Saint Mina Vergu Church (Biserica Sfântul Mina Vergu) is a Romanian Orthodox church located at 18A C. F. Robescu Street in Bucharest, Romania. It is dedicated to Saint Mina.

The name of the church derives from Vergo, who served as paharnic around 1695. The first church on the site dated to 1724–1725. It was destroyed by the 1838 and 1853 earthquakes, and by the 1847 Great Fire of Bucharest. The rebuilt church was completed in 1874; it houses relics and a wonderworking icon of its eponymous saint. The building was renovated in 1900, when the portico was added, and painted the following year.

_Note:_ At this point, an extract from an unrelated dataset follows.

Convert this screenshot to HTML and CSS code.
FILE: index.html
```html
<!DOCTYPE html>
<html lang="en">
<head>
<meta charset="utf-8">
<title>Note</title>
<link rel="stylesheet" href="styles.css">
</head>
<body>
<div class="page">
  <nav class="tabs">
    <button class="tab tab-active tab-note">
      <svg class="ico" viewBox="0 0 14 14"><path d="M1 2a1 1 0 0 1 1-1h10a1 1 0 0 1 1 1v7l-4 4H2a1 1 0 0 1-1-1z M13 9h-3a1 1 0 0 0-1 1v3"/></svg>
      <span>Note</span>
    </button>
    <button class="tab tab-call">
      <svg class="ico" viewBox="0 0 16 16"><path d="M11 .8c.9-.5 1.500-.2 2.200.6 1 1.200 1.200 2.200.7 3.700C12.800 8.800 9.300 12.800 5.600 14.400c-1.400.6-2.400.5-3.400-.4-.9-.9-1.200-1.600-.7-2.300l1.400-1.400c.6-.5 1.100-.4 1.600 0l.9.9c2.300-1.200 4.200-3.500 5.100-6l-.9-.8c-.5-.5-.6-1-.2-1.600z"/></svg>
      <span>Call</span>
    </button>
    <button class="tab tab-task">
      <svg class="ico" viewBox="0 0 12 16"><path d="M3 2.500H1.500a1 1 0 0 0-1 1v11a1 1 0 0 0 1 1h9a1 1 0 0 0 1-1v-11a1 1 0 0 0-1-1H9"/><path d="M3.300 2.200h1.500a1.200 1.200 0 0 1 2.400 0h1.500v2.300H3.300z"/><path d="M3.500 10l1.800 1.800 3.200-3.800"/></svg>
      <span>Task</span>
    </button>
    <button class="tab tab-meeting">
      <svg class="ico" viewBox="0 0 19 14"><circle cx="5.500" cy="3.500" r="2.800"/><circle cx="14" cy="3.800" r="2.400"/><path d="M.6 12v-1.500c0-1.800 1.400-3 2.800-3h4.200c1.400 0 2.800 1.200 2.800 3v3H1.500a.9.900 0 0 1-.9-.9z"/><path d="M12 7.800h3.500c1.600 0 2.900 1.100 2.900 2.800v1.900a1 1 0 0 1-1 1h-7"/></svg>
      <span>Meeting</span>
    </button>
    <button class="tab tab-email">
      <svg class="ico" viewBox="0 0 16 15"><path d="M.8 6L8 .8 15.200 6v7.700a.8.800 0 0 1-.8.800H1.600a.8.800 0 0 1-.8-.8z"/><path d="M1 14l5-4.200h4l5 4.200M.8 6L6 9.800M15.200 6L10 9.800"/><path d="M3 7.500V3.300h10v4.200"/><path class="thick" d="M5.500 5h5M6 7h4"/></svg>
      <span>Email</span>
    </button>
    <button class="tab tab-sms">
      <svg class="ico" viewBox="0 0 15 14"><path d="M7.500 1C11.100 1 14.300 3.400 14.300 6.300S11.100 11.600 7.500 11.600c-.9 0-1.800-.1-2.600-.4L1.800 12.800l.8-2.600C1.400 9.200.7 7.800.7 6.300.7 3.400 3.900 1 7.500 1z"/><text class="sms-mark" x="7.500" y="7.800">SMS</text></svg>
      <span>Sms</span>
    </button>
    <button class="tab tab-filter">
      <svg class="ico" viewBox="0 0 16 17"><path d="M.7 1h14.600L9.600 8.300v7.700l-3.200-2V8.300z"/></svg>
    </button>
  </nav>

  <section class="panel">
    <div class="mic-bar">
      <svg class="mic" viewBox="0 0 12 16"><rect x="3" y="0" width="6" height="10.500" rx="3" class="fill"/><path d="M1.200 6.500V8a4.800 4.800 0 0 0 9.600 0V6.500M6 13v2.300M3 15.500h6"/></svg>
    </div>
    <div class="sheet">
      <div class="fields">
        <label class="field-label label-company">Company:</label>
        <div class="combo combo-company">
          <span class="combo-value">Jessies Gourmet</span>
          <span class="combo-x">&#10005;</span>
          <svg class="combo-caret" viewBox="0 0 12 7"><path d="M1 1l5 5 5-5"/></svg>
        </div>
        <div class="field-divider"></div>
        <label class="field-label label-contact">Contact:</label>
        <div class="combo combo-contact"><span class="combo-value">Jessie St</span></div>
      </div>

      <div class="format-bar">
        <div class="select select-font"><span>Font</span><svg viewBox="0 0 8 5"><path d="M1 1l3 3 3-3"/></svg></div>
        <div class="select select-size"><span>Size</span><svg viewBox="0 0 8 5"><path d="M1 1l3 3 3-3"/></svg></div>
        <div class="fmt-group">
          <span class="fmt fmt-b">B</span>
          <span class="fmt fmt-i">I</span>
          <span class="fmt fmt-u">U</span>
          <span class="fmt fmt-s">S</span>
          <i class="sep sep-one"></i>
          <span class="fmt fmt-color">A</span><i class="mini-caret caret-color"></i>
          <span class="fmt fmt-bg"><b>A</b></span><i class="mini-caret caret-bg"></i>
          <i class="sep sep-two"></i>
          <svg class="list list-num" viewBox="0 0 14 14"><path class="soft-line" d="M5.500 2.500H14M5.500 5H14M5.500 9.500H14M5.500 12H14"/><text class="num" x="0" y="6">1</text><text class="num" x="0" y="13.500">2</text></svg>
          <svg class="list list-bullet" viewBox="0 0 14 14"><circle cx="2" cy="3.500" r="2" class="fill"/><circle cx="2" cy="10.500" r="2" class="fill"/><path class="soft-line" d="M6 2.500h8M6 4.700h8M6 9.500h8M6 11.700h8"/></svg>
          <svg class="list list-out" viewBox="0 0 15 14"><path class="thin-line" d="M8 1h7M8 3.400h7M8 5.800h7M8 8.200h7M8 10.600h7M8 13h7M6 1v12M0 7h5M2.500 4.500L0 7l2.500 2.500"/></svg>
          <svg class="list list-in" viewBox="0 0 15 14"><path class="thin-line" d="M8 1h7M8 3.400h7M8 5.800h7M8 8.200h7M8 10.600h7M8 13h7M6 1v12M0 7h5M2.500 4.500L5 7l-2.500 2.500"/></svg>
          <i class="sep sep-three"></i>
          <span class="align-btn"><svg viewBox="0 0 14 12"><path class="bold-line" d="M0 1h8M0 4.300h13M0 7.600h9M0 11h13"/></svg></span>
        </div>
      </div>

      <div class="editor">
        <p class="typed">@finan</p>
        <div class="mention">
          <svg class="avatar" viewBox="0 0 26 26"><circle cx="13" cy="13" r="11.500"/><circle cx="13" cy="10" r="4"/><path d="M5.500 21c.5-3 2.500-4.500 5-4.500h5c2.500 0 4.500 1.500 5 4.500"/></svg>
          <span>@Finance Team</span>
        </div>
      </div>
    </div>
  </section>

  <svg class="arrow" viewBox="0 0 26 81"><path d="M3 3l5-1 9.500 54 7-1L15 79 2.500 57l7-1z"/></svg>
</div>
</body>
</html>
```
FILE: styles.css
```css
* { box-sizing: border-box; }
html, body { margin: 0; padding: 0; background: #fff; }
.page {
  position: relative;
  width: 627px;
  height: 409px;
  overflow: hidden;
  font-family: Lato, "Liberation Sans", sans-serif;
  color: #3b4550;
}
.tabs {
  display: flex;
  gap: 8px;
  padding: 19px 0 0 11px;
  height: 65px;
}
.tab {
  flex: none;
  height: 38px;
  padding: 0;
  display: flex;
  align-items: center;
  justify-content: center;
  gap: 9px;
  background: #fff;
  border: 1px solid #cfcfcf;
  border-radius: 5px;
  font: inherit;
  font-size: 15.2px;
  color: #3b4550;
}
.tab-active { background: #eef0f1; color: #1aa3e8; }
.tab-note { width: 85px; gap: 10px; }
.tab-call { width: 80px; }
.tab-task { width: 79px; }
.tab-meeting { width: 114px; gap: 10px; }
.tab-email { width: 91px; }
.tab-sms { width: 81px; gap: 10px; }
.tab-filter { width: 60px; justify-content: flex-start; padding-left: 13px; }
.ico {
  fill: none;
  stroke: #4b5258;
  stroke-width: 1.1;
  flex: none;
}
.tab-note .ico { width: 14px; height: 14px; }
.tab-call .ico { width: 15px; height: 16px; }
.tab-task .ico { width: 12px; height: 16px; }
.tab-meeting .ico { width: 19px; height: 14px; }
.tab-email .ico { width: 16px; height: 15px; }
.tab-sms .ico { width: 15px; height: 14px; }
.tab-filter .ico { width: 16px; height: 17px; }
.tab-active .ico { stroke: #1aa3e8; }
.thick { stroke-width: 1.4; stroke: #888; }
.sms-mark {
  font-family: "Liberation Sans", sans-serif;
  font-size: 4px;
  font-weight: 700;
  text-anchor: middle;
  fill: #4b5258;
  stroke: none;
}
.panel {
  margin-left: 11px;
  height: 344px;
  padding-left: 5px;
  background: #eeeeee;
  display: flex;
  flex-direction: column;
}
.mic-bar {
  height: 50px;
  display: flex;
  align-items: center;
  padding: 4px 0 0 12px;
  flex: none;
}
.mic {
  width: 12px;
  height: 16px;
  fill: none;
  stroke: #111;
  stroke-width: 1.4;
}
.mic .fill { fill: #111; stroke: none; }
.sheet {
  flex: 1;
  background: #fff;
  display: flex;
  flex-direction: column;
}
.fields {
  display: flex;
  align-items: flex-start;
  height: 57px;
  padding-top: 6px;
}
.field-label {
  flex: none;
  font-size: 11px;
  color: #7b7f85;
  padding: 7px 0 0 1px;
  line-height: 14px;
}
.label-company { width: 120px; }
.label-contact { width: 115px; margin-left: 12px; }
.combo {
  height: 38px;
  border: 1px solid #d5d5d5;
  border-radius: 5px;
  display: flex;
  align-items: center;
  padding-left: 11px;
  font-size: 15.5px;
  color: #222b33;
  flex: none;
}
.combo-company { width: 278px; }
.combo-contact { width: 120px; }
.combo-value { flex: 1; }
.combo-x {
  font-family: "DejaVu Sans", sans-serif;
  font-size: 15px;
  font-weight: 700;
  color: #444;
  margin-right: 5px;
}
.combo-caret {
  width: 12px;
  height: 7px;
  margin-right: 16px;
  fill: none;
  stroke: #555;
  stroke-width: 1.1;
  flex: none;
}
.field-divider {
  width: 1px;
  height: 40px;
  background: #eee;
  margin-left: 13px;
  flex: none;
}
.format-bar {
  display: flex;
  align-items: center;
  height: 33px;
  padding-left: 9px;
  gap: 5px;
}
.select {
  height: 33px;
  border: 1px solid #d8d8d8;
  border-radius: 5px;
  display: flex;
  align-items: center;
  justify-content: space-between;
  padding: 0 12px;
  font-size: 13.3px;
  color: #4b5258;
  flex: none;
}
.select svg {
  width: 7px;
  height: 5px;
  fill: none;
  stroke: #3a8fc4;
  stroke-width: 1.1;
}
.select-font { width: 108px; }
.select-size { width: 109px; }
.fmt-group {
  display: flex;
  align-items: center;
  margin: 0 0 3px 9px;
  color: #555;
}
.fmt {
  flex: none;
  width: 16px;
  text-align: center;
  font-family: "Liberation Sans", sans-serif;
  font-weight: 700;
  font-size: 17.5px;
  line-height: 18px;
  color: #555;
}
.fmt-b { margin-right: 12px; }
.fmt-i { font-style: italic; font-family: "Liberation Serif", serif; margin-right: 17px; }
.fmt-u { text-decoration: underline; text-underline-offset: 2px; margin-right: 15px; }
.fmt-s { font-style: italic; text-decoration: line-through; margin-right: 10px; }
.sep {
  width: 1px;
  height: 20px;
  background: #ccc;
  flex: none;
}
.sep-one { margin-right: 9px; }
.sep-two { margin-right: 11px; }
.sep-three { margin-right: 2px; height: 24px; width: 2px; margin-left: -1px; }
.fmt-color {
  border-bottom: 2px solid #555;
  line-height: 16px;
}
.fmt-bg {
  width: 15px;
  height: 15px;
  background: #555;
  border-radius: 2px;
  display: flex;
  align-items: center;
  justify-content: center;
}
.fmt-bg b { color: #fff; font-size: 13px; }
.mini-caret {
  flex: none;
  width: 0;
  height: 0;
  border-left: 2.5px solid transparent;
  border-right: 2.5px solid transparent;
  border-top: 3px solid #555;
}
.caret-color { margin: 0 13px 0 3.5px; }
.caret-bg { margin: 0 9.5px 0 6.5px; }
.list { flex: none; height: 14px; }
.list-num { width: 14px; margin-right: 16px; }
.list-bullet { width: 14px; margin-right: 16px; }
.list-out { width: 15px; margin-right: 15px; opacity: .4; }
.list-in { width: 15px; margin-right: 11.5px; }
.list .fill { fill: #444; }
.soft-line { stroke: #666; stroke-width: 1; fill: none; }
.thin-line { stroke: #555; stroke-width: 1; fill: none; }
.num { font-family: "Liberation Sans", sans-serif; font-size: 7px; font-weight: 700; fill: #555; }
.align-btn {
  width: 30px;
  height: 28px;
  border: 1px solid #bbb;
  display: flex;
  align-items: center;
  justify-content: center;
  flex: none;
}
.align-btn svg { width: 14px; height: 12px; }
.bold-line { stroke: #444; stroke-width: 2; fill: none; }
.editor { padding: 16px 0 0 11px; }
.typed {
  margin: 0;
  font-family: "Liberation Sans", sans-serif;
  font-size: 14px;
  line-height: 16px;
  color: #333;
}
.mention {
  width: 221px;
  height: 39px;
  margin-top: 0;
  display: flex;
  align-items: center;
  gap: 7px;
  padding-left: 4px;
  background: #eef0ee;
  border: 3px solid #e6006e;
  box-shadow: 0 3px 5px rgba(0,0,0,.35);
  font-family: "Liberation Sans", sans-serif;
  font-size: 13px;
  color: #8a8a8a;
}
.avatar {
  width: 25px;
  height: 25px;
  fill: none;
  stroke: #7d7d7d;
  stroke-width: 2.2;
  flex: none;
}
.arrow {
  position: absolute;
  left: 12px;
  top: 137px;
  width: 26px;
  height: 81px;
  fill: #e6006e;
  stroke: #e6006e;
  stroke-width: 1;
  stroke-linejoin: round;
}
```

Following the 1940 earthquake, it was again repaired in 1941–1943, following the plans of Constantin Joja. In 1945, the large dome was consolidated and the frescoes redone. Further repairs and repainting followed the 1977 quake, and the church was rededicated in 1981.The bell tower dates to 2002.

The nave-shaped church has a polygonal altar apse. It measures 23.8 meters long by 8 meters wide. The large dome sits on the nave, while the smaller, which features bells, is on the narthex. The square-based domes have eight faces with arched windows and slender columns on the edges. The portico has a single arch on two columns. The facades are simple, in Neo-Brâncovenesc elements, and divided by two rows of bricks. The large stained-glass windows have ornamental niches. The upper areas are decorated with friezes in geometric patterns.

The church is listed as a historic monument by Romania's Ministry of Culture and Religious Affairs.